Claudine herself is intelligent, witty, vicious, prone to sadism, rebellious, an utter minx, fearsome and sparklingly entertaining – and no relation at all to some of the troubled, angsty teens who become icons later in the century – Holden Caulfield, for example. Claudine runs rings around everyone, she oozes sexuality and female power and is no man’s – or woman’s – pushover. The book fizzes with vivacity, and the girls are remarkably odd – the intelligent ones are all wickedly ill-behaved, and the adults to a man and woman easily manipulated by the charming and scary Claudine and her close chum and nemesis ‘the lanky Anaïs’ This is young girl power, like a firework display.
Who would have thought that weird eating habits – a predilection for eating snow, pencils, crayons, cigarette papers and drinking vinegar could produce such an example of girls with not only attitude, but high intelligence and wit (you’ll have to read the book!)

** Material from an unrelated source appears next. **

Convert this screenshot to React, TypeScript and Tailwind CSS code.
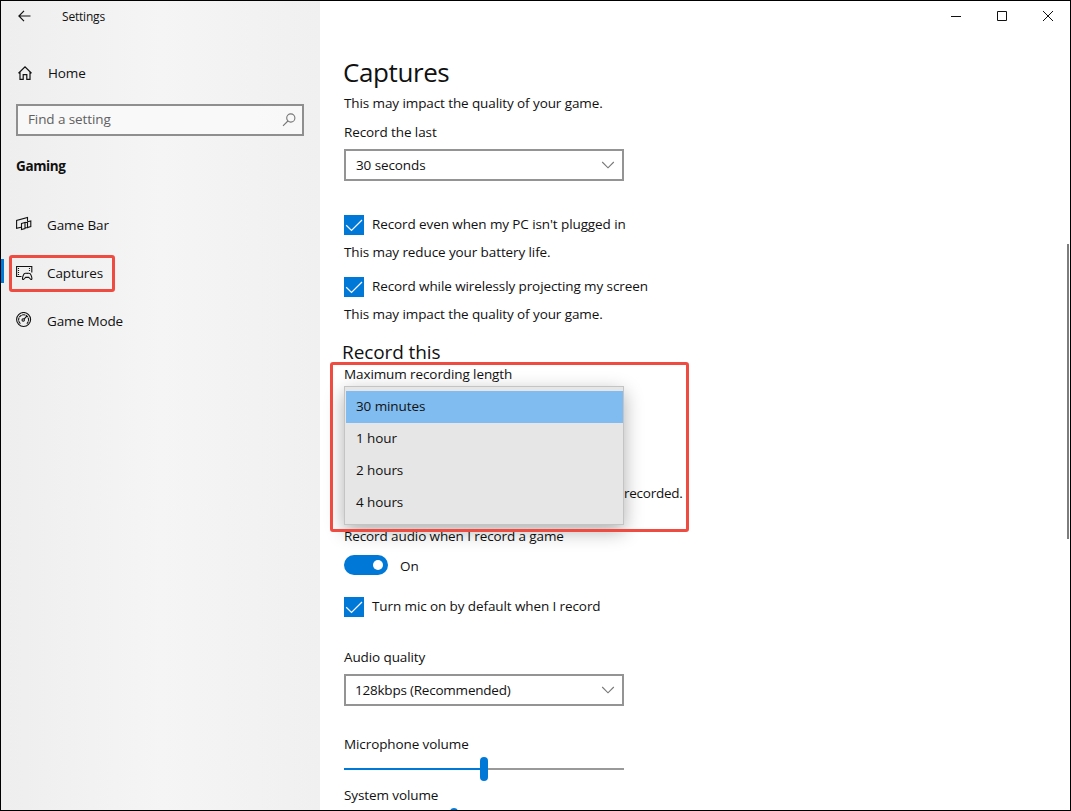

We still had ten minutes to go before the end of class; how could we use them? I asked permission to leave the room so that I could surreptitiously gather up a handful of the still-falling snow. I made a snowball and bit into it: it was cold and delicious. It always smells a little of dust, this first fall. I hid it in my pocket and returned to the classroom. Everyone round me made signs to me and I passed the snowball round. Each of them, with the exception of the virtuous twins, bit into it with expressions of rapture. Then that ninny of a Marie Belhomme had to go and drop the last bit and Mademoiselle Sergent saw it.
“Claudine! Have you gone and brought in snow again? This is really getting beyond the limit!”
She rolled her eyes so furiously that I bit back the retort “It’s the first time since last year
Finally, during the hilarious examination scene, and in the lessons where the teachers vainly try to keep order, the standard of education, and particularly maths, is fearsomely high. No calculators either.
For me personally, the story dragged a little once the examination scene was over, and the final big set-piece and wrap up happened, with the visit of the Minister of Agriculture and a big ‘town celebration’ , though it did give the chance to open into the wider world.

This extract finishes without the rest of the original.